A title which is not infirm needs no statute of limitations for its protection. If there be no defects, remedial legislation is superfluous. All the defects which vitiate probate sales must range themselves with one or the other of two classes--those which go to the jurisdiction of the court, and those which are not jurisdictional. The latter class does not render sales void or subject to attack except in a direct manner, by appeal or by statutory proceedings to reverse, vacate, or modify. The time limitations upon such proceedings are found in the provisions of the statutes fixing the period within which appeals may be taken or proceedings in error and the like may be commenced. When such time has elapsed, no matter what the irregularities may be, for all purposes of the law the proceedings are valid, and ejectment against the purchaser will not lie.
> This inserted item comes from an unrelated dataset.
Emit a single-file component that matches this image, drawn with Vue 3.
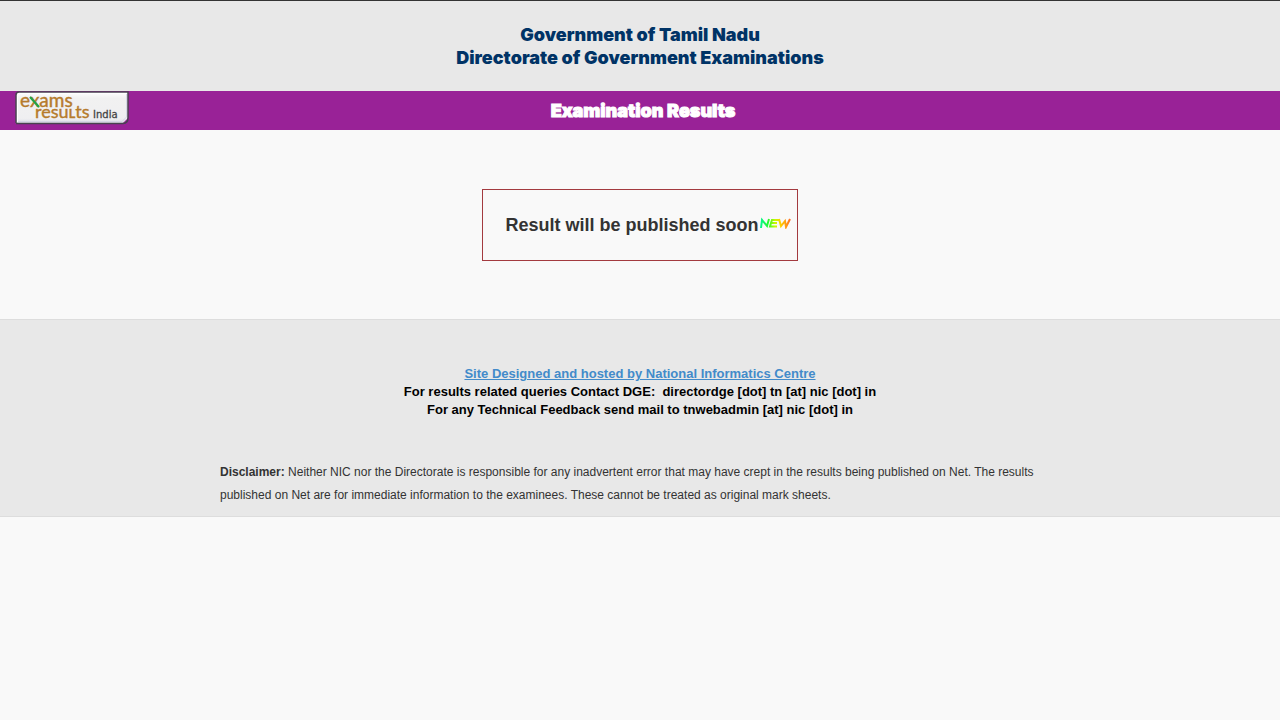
<script setup>
const contactLines = [
  'For results related queries Contact DGE:\u00a0 directordge [dot] tn [at] nic [dot] in',
  'For any Technical Feedback send mail to tnwebadmin [at] nic [dot] in',
]
</script>

<template>
  <div class="page">
    <header class="masthead">
      <h1>Government of Tamil Nadu<br />Directorate of Government Examinations</h1>
    </header>

    <div class="banner">
      <a class="logo" href="#" aria-label="Exams Results India">
        <svg width="114" height="34" viewBox="0 0 114 34">
          <defs>
            <linearGradient id="plate" x1="0" y1="0" x2="0" y2="1">
              <stop offset="0" stop-color="#ffffff" />
              <stop offset="0.2" stop-color="#f1f1f1" />
              <stop offset="0.85" stop-color="#efeff1" />
              <stop offset="1" stop-color="#dddfe9" />
            </linearGradient>
          </defs>
          <path d="M4 1H113V27L108 32H1V4Q1 1 4 1Z" fill="url(#plate)" />
          <path d="M3 30.500H107L111.500 26V3" fill="none" stroke="#d5d7e6" />
          <path d="M2.500 31V5L5 2.500H111" fill="none" stroke="#ffffff" />
          <path d="M1 32V4Q1 1 4 1H113V27Q113 32 108 32.500H1" fill="none" stroke="#494351" stroke-width="1.500" />
          <text class="logo-word logo-exams" x="5" y="16">exams</text>
          <text class="logo-word" x="20" y="27">resuʟts</text>
          <path d="M15 6L24 16" stroke="#20a548" stroke-width="2" />
          <text class="logo-india" x="78" y="27">India</text>
        </svg>
      </a>
      <h2>Examination Results</h2>
    </div>

    <main>
      <div class="notice">
        <p>Result will be published soon</p>
        <svg class="new" width="32" height="12" viewBox="0 0 32 12" role="img" aria-label="New">
          <defs>
            <linearGradient id="rainbow" gradientUnits="userSpaceOnUse" x1="0" y1="0" x2="32" y2="0">
              <stop offset="0" stop-color="#00f5a0" />
              <stop offset="0.28" stop-color="#20fa30" />
              <stop offset="0.5" stop-color="#c4fa00" />
              <stop offset="0.68" stop-color="#ffcf00" />
              <stop offset="1" stop-color="#ff6528" />
            </linearGradient>
          </defs>
          <g fill="none" stroke="url(#rainbow)" stroke-width="2">
            <path d="M2 11L3 3L8 9L10 2" />
            <path d="M20 3L13 3L12 6L11 9.500L18 9.500M12 6L18 6" />
            <path d="M20 2L22 9L26 4L27 10L31 2" />
          </g>
        </svg>
      </div>
    </main>

    <footer>
      <address>
        <a href="#">Site Designed and hosted by National Informatics Centre</a>
        <p v-for="line in contactLines" :key="line">{{ line }}</p>
      </address>
      <p class="disclaimer">
        <strong>Disclaimer:</strong> Neither NIC nor the Directorate is responsible for any
        inadvertent error that may have crept in the results being published on Net. The results
        published on Net are for immediate information to the examinees. These cannot be treated as
        original mark sheets.
      </p>
    </footer>
  </div>
</template>

<style>
body {
  background: #f9f9f9;
}
</style>

<style scoped>
.page {
  font-family: "Liberation Sans", Arial, sans-serif;
  color: #333;
}
h1,
h2,
p {
  margin: 0;
}
.masthead {
  border-top: 1px solid #333;
  background: #e8e8e8;
  padding: 22px 16px;
  text-align: center;
}
h1,
h2 {
  font-family: "Arial Black", Inter, "Liberation Sans", sans-serif;
  font-weight: 900;
  font-size: 18px;
  line-height: 23px;
}
h1 {
  color: #036;
}
.banner {
  display: grid;
  grid-template-columns: 1fr auto 1fr;
  align-items: start;
  padding: 0 9px 0 15px;
  background: #992297;
}
.logo {
  display: block;
  width: 114px;
}
.logo svg {
  display: block;
  overflow: visible;
}
.logo-word {
  font-family: Lato, sans-serif;
  font-size: 18px;
  fill: #b67b2c;
  stroke: #b67b2c;
  stroke-width: 0.4px;
}
.logo-exams {
  font-size: 19px;
}
.logo-india {
  font-family: "DejaVu Sans", sans-serif;
  font-size: 10px;
  fill: #444;
  stroke: #444;
  stroke-width: 0.3px;
}
h2 {
  color: #fff;
  line-height: 39px;
  -webkit-text-stroke: 1px #fff;
}
main {
  display: flex;
  justify-content: center;
  padding: 59px 16px 58px;
}
.notice {
  display: flex;
  align-items: center;
  padding: 23px 6px 23px 22px;
  border: 1px solid #a33a3f;
}
.notice p {
  font-size: 18px;
  line-height: 24px;
  font-weight: 700;
}
.new {
  margin-bottom: 4px;
}
footer {
  border-top: 1px solid #ddd;
  border-bottom: 1px solid #ddd;
  background: #e8e8e8;
  padding: 45px 16px 9px;
}
address {
  font-style: normal;
  font-weight: 700;
  font-size: 13px;
  line-height: 18px;
  text-align: center;
  color: #000;
}
address a {
  color: #428bca;
}
.disclaimer {
  max-width: 840px;
  margin: 42px auto 0;
  font-size: 12px;
  line-height: 23px;
}
</style>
There is, therefore, no room for the beneficial application of the statute cited except to forefend collateral attacks. Ejectment is a collateral proceeding. (Fleming v. Bale, 23 Kan. 88; Mastin v. Gray, 19 Kan. 458, 466, 467, 27 Am. Rep. 149; Priest v. Robinson, 64 Kan. 416, 420, 67 P. 850.) The basis of the action must of necessity be the absence of some fact essential to probate jurisdiction. The language of the statute, which is plain and unambiguous, clearly applies to such an action, and to limit its operation to sales made upon voidable orders only is to make an unauthorized and unwarranted interpolation.